DATA BLOCK:
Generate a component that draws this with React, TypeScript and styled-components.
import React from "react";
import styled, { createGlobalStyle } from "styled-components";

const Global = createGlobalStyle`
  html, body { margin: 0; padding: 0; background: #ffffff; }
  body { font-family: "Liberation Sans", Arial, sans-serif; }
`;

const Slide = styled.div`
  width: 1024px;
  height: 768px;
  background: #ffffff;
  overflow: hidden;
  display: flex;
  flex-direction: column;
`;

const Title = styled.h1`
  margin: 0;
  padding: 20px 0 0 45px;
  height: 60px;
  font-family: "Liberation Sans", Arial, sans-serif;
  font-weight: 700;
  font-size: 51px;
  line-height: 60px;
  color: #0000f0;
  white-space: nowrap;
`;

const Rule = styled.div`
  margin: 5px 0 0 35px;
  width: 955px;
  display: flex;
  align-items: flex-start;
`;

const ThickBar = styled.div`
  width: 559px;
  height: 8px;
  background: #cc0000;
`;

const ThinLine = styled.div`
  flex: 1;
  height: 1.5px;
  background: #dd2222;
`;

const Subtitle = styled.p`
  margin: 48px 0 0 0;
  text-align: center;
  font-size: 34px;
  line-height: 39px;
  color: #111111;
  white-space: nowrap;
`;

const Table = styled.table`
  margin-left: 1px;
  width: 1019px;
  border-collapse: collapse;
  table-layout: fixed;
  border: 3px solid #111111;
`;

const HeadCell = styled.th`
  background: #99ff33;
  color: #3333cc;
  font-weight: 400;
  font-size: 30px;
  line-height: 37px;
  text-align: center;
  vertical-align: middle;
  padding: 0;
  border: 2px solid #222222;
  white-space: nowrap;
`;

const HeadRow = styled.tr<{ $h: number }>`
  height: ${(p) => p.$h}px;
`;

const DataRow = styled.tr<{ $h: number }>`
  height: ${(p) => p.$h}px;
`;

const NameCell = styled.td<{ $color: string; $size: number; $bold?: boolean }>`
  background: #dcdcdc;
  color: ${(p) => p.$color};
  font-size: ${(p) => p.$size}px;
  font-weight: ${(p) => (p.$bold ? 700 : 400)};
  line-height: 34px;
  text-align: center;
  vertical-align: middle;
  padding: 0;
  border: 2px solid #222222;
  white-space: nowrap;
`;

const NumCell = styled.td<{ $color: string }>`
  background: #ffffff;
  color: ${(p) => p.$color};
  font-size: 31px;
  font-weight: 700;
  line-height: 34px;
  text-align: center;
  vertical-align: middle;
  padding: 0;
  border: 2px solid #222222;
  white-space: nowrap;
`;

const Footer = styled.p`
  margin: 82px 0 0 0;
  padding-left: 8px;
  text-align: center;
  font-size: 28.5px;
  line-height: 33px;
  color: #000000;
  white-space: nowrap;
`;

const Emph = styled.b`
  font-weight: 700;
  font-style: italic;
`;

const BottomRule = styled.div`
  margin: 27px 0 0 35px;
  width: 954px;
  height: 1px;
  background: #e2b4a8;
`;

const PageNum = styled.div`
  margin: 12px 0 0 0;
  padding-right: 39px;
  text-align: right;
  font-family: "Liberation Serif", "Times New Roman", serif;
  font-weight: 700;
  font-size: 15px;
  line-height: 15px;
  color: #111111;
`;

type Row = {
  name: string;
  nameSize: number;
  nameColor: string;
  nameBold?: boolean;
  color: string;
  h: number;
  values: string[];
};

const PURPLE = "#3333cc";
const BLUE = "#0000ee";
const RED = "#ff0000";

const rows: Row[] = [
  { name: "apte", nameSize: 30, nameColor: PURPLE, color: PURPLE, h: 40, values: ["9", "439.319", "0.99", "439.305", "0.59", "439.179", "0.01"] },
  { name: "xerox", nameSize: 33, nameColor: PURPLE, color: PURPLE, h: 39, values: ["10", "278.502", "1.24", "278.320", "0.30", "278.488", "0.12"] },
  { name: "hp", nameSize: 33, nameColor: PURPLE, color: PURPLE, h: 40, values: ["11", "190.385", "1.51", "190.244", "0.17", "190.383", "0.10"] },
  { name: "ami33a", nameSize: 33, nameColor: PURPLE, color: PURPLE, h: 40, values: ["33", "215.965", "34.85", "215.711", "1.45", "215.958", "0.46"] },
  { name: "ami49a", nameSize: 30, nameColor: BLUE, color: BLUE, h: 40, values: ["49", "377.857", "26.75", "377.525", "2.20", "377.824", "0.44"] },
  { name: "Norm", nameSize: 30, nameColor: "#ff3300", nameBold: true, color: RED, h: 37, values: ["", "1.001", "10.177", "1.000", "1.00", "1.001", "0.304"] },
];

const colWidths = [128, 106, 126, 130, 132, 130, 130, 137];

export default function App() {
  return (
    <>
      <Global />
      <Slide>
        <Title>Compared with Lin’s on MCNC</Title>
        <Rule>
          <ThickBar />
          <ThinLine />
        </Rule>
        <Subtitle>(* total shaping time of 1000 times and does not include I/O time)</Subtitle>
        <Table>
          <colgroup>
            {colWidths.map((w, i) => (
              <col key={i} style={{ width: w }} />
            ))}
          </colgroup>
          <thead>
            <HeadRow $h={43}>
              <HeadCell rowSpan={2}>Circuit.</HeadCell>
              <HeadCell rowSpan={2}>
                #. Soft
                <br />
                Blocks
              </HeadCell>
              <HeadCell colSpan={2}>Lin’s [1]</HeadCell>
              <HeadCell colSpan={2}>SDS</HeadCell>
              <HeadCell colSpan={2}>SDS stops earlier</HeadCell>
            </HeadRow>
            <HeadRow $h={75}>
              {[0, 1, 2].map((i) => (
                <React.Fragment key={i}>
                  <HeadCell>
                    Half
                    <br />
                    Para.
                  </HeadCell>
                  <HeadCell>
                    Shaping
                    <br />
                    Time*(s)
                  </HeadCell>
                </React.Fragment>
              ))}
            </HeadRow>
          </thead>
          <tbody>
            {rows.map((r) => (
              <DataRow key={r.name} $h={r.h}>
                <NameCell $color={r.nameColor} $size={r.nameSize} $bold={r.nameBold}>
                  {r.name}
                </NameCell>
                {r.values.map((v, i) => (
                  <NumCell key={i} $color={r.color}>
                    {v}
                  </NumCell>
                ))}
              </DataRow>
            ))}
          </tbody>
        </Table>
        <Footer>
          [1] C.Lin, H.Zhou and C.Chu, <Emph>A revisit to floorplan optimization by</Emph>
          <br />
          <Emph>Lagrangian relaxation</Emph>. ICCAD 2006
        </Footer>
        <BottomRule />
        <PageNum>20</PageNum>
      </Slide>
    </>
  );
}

THE REQUEST: Word for word, quote all of the data above.

SOLUTION TO THIS EXERCISE:
Generate a component that draws this with React, TypeScript and styled-components.
import React from "react";
import styled, { createGlobalStyle } from "styled-components";

const Global = createGlobalStyle`
  html, body { margin: 0; padding: 0; background: #ffffff; }
  body { font-family: "Liberation Sans", Arial, sans-serif; }
`;

const Slide = styled.div`
  width: 1024px;
  height: 768px;
  background: #ffffff;
  overflow: hidden;
  display: flex;
  flex-direction: column;
`;

const Title = styled.h1`
  margin: 0;
  padding: 20px 0 0 45px;
  height: 60px;
  font-family: "Liberation Sans", Arial, sans-serif;
  font-weight: 700;
  font-size: 51px;
  line-height: 60px;
  color: #0000f0;
  white-space: nowrap;
`;

const Rule = styled.div`
  margin: 5px 0 0 35px;
  width: 955px;
  display: flex;
  align-items: flex-start;
`;

const ThickBar = styled.div`
  width: 559px;
  height: 8px;
  background: #cc0000;
`;

const ThinLine = styled.div`
  flex: 1;
  height: 1.5px;
  background: #dd2222;
`;

const Subtitle = styled.p`
  margin: 48px 0 0 0;
  text-align: center;
  font-size: 34px;
  line-height: 39px;
  color: #111111;
  white-space: nowrap;
`;

const Table = styled.table`
  margin-left: 1px;
  width: 1019px;
  border-collapse: collapse;
  table-layout: fixed;
  border: 3px solid #111111;
`;

const HeadCell = styled.th`
  background: #99ff33;
  color: #3333cc;
  font-weight: 400;
  font-size: 30px;
  line-height: 37px;
  text-align: center;
  vertical-align: middle;
  padding: 0;
  border: 2px solid #222222;
  white-space: nowrap;
`;

const HeadRow = styled.tr<{ $h: number }>`
  height: ${(p) => p.$h}px;
`;

const DataRow = styled.tr<{ $h: number }>`
  height: ${(p) => p.$h}px;
`;

const NameCell = styled.td<{ $color: string; $size: number; $bold?: boolean }>`
  background: #dcdcdc;
  color: ${(p) => p.$color};
  font-size: ${(p) => p.$size}px;
  font-weight: ${(p) => (p.$bold ? 700 : 400)};
  line-height: 34px;
  text-align: center;
  vertical-align: middle;
  padding: 0;
  border: 2px solid #222222;
  white-space: nowrap;
`;

const NumCell = styled.td<{ $color: string }>`
  background: #ffffff;
  color: ${(p) => p.$color};
  font-size: 31px;
  font-weight: 700;
  line-height: 34px;
  text-align: center;
  vertical-align: middle;
  padding: 0;
  border: 2px solid #222222;
  white-space: nowrap;
`;

const Footer = styled.p`
  margin: 82px 0 0 0;
  padding-left: 8px;
  text-align: center;
  font-size: 28.5px;
  line-height: 33px;
  color: #000000;
  white-space: nowrap;
`;

const Emph = styled.b`
  font-weight: 700;
  font-style: italic;
`;

const BottomRule = styled.div`
  margin: 27px 0 0 35px;
  width: 954px;
  height: 1px;
  background: #e2b4a8;
`;

const PageNum = styled.div`
  margin: 12px 0 0 0;
  padding-right: 39px;
  text-align: right;
  font-family: "Liberation Serif", "Times New Roman", serif;
  font-weight: 700;
  font-size: 15px;
  line-height: 15px;
  color: #111111;
`;

type Row = {
  name: string;
  nameSize: number;
  nameColor: string;
  nameBold?: boolean;
  color: string;
  h: number;
  values: string[];
};

const PURPLE = "#3333cc";
const BLUE = "#0000ee";
const RED = "#ff0000";

const rows: Row[] = [
  { name: "apte", nameSize: 30, nameColor: PURPLE, color: PURPLE, h: 40, values: ["9", "439.319", "0.99", "439.305", "0.59", "439.179", "0.01"] },
  { name: "xerox", nameSize: 33, nameColor: PURPLE, color: PURPLE, h: 39, values: ["10", "278.502", "1.24", "278.320", "0.30", "278.488", "0.12"] },
  { name: "hp", nameSize: 33, nameColor: PURPLE, color: PURPLE, h: 40, values: ["11", "190.385", "1.51", "190.244", "0.17", "190.383", "0.10"] },
  { name: "ami33a", nameSize: 33, nameColor: PURPLE, color: PURPLE, h: 40, values: ["33", "215.965", "34.85", "215.711", "1.45", "215.958", "0.46"] },
  { name: "ami49a", nameSize: 30, nameColor: BLUE, color: BLUE, h: 40, values: ["49", "377.857", "26.75", "377.525", "2.20", "377.824", "0.44"] },
  { name: "Norm", nameSize: 30, nameColor: "#ff3300", nameBold: true, color: RED, h: 37, values: ["", "1.001", "10.177", "1.000", "1.00", "1.001", "0.304"] },
];

const colWidths = [128, 106, 126, 130, 132, 130, 130, 137];

export default function App() {
  return (
    <>
      <Global />
      <Slide>
        <Title>Compared with Lin’s on MCNC</Title>
        <Rule>
          <ThickBar />
          <ThinLine />
        </Rule>
        <Subtitle>(* total shaping time of 1000 times and does not include I/O time)</Subtitle>
        <Table>
          <colgroup>
            {colWidths.map((w, i) => (
              <col key={i} style={{ width: w }} />
            ))}
          </colgroup>
          <thead>
            <HeadRow $h={43}>
              <HeadCell rowSpan={2}>Circuit.</HeadCell>
              <HeadCell rowSpan={2}>
                #. Soft
                <br />
                Blocks
              </HeadCell>
              <HeadCell colSpan={2}>Lin’s [1]</HeadCell>
              <HeadCell colSpan={2}>SDS</HeadCell>
              <HeadCell colSpan={2}>SDS stops earlier</HeadCell>
            </HeadRow>
            <HeadRow $h={75}>
              {[0, 1, 2].map((i) => (
                <React.Fragment key={i}>
                  <HeadCell>
                    Half
                    <br />
                    Para.
                  </HeadCell>
                  <HeadCell>
                    Shaping
                    <br />
                    Time*(s)
                  </HeadCell>
                </React.Fragment>
              ))}
            </HeadRow>
          </thead>
          <tbody>
            {rows.map((r) => (
              <DataRow key={r.name} $h={r.h}>
                <NameCell $color={r.nameColor} $size={r.nameSize} $bold={r.nameBold}>
                  {r.name}
                </NameCell>
                {r.values.map((v, i) => (
                  <NumCell key={i} $color={r.color}>
                    {v}
                  </NumCell>
                ))}
              </DataRow>
            ))}
          </tbody>
        </Table>
        <Footer>
          [1] C.Lin, H.Zhou and C.Chu, <Emph>A revisit to floorplan optimization by</Emph>
          <br />
          <Emph>Lagrangian relaxation</Emph>. ICCAD 2006
        </Footer>
        <BottomRule />
        <PageNum>20</PageNum>
      </Slide>
    </>
  );
}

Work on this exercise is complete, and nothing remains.